On 18/10/17 16:32, Rob Herring wrote:
> On Wed, Oct 18, 2017 at 9:28 AM, Andre Przywara <andre.przywara at arm.com> wrote:
>> Hi,
>>
>> On 18/10/17 15:04, Michal Simek wrote:
>>> On 16.10.2017 16:11, Rob Herring wrote:
>>>> On Mon, Oct 16, 2017 at 12:36 AM, Michal Simek <monstr at monstr.eu> wrote:
>>>>> Hi,
>>>>>
>>>>> On 9.10.2017 22:39, Grant Likely wrote:
>>>>>> Kernel Summit is now just over 2 weeks away and it is time to pull
>>>>>> together the schedule for the Devicetree workshop. Originally I
>>>>>> planned on just an afternoon, but I've got the room for the whole day,
>>>>>> so I've got a lot of flexibility on the schedule. Unscheduled time can
>>>>>> be used for hacking.
>>>>>>
>>>>>> Date: 26 Oct 2017
>>>>>> Time: 9:00am-5:30pm (Lunch from 12:30-2:30)
>>>>>> Location: Athens room - Hilton Prague
>>>>>>
>>>>>> If you plan to attend, make sure you update your OSSunmitE/ELCE
>>>>>> registration to include the DT Workshop (log in to access and modify
>>>>>> your registration):
>>>>>>
>>>>>> https://www.regonline.com/register/login.aspx?eventID=1883377&MethodId=0&EventsessionId=&Email_Address=&membershipID=
>>>>>>
>>>>>> Here is my current list of topics in no particular order, including
>>>>>> the topic moderator:
>>>>>>
>>>>>> Runtime memory consumption (Rob Herring)
>>>>>> Overlay maintenance plan (TBC)
>>>>>> Stable ABI for devicetree (TBC)
>>>>>> DT YAML encoding (Pantelis Antoniou)
>>>>>> DT Schema format - option 1 (Pantelis Antoniou)
>>>>>> DT Schema format - option 2 (Grant Likely)
>>>>>> Sharing Generic bindings (TBC)
>>>>>> devicetree.org update (Grant)
>>>>>>
>>>>>> Reply to this email if you want to propose another topic.
>>>>>>
>>>>>> Reply privately if there is a particular topic you want to attend but
>>>>>> you are unable to be there in the morning or afternoon.
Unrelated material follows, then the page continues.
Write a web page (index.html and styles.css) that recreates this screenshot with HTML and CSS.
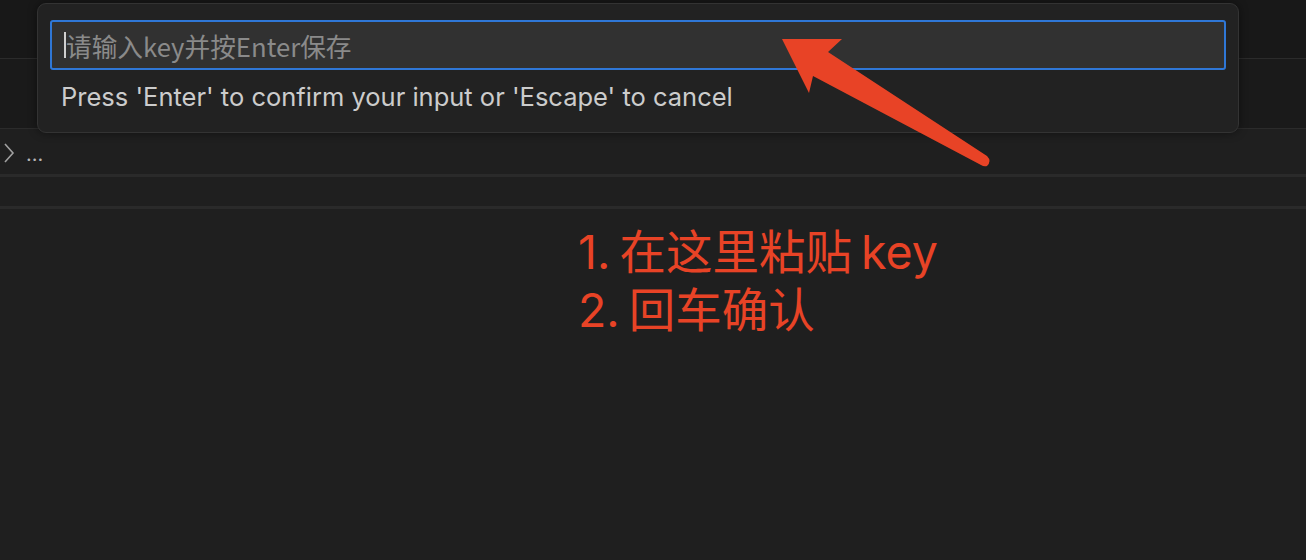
FILE: index.html
```html
<!DOCTYPE html>
<html>
<head>
<meta charset="utf-8">
<link rel="stylesheet" href="styles.css">
</head>
<body>
<div class="app">
  <div class="bar bar-top"></div>
  <div class="bar bar-tabs"></div>
  <div class="crumbs">
    <svg class="chev" width="14" height="22" viewBox="0 0 14 22"><path d="M3 2 L11 11 L3 20" fill="none" stroke="#a0a0a0" stroke-width="1.6"/></svg>
    <span class="dots">...</span>
  </div>
  <div class="sep"></div>
  <div class="row2"></div>
  <div class="sep"></div>
  <div class="rest"></div>

  <div class="quick">
    <div class="inputbox">
      <span class="caret"></span>
      <span class="ph">请输入key并按Enter保存</span>
    </div>
    <div class="hint">Press 'Enter' to confirm your input or 'Escape' to cancel</div>
  </div>

  <svg class="arrow" width="1306" height="560" viewBox="0 0 1306 560">
    <path d="M782 39 L842 39 L828 52 L987 156 Q992 161 987 166 Q984 167 981 165 L813 76 L809 93 Z" fill="#e84326"/>
  </svg>

  <div class="note">
    <div>1. 在这里粘贴 key</div>
    <div>2. 回车确认</div>
  </div>
</div>
</body>
</html>
```
FILE: styles.css
```css
html, body {
  margin: 0;
  padding: 0;
  background: #1f1f1f;
  width: 1306px;
  height: 560px;
  overflow: hidden;
}
.app {
  position: relative;
  width: 1306px;
  height: 560px;
  display: flex;
  flex-direction: column;
  font-family: Inter, "Noto Sans CJK SC", sans-serif;
}
.bar {
  background: #181818;
  border-bottom: 1px solid #2b2b2b;
}
.bar-top { height: 58px; }
.bar-tabs { height: 69px; background: #1a1a1a; }
.crumbs {
  height: 45px;
  display: flex;
  align-items: center;
  padding-left: 2px;
  gap: 10px;
  color: #b5b5b5;
}
.chev { margin-top: 2px; }
.dots {
  font-size: 20px;
  margin-top: 4px;
}
.sep {
  height: 3px;
  background: #2a2a2a;
}
.row2 { height: 29px; }
.rest { flex: 1; }

.quick {
  position: absolute;
  left: 37px;
  top: 3px;
  width: 1202px;
  height: 130px;
  background: #222222;
  border: 1px solid #333333;
  border-radius: 9px;
  box-shadow: 0 0 10px rgba(0,0,0,0.45);
  box-sizing: border-box;
  padding: 16px 12px 0 12px;
}
.inputbox {
  height: 50px;
  box-sizing: border-box;
  border: 2px solid #2f77d6;
  border-radius: 3px;
  background: #313131;
  display: flex;
  align-items: center;
  padding-left: 12px;
}
.caret {
  width: 2px;
  height: 26px;
  background: #cfcfcf;
  margin-right: 0;
}
.ph {
  font-family: "Noto Sans CJK SC", sans-serif;
  font-size: 25.7px;
  color: #8a8a8a;
}
.hint {
  margin-top: 11px;
  padding-left: 11px;
  font-size: 25.5px;
  color: #cccccc;
  line-height: 32px;
}
.arrow {
  position: absolute;
  left: 0;
  top: 0;
}
.note {
  position: absolute;
  left: 578px;
  top: 223px;
  color: #e84326;
  font-size: 46.5px;
  line-height: 58px;
  word-spacing: -4px;
  font-family: Inter, "Noto Sans CJK SC", sans-serif;
}
```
I'll put the
>>>>>> actual agenda together a week out from the event.
>>>>>
>>>>> I would like to talk how to add support for AArch32 based on arm64 dts file.
>>>>
>>>> We already have that for RPi3, but it's a bit hacky in that you have
>>>> to include files from one arch to the other. What I'd like to see
>>>> ideally is no dependency on $ARCH to build dts files. You can't build
>>>> dts files for an arch without a cross-compiler installed which is an
>>>> artificial dependency. The dtb should be independent of whether you're
>>>> building for 32 or 64 bit.
>>>
>>> I wasn't aware about RPI3 but yes - I have seen the same for ZynqMP.
>>>
>>>>
>>>> There's the other aspect of being able to do armv8 32-bit builds as
>>>> there's no explicit support for v8 in arch/arm/. But that's not a DT
>>>> issue.
>>>
>>> Yep including Kconfig.platforms is required.
>>>
>>>>
>>>>> And next topic is discuss criteria for adding new DTS board files to
>>>>> kernel for supporting custom boards especially for arm32 which can end
>>>>> up with a lot of dts files in this folder.
>>>>
>>>> We really should move the arm32 files into subdirs for each SoC vendor
>>>> IMO, but I think armsoc maintainers have been against that churn.
>>>
>>> As you said above maybe we should consider to move all DTS files out of
>>> arch folder and sorted them based on SoC vendor. It sounds like a good
>>> topic to discuss.
> 
> That is 2 separate topics really. For the latter, you need to come up
> with reasons to justify the churn.
> 
>>>>> If make sense to permit only boards with something new or just enable
>>>>> reference boards to go in.
>>>>
>>>> The board dts files are generally pretty minimal. What's the issue
>>>> here? Just lots of files in arch/arm/boot/dts?
>>>
>>> yep. A lot of files there.
> 
> Are we approaching the limits of # of files in one directory? Is
> Arnd/Olof or Linus complaining about there being too many files to
> maintain? Do sub-arch maintainers not know which files are theirs?
> What problem are we trying to solve here?
> 
> If we're talking about moving bindings and dts files out of the
> kernel, then call it that. Otherwise, let's not mix the topics. Unless
> you want nothing to happen then tie it to moving to a separate
> repository.
> 
>> I was wondering whether we should really stop providing .dts files for
>> *boards* in the *kernel* tree. In my impression this was more a stop-gap
>> measure to bridge the transition from board files to DT.
> 
> Not really. A stop-gap would be a couple of kernel cycles in my mind.
> PPC dts files have been there forever practically.
> 
>> Given that the particular board files are rather boring anyway, wouldn't
>> it be sufficient to just include the SoC .dtsi plus one (or two) example
>> .dts, for instance for the official evaluation board?
> 
> That sounds horrible to manage. You are assuming the split between
> board and SoC specifics are done perfectly from the start. I haven't
> checked the history, but I'm going to guess that has not been the
> case. That would effectively make the split be an ABI. Folks have
> enough issues with the entire dtb being an ABI.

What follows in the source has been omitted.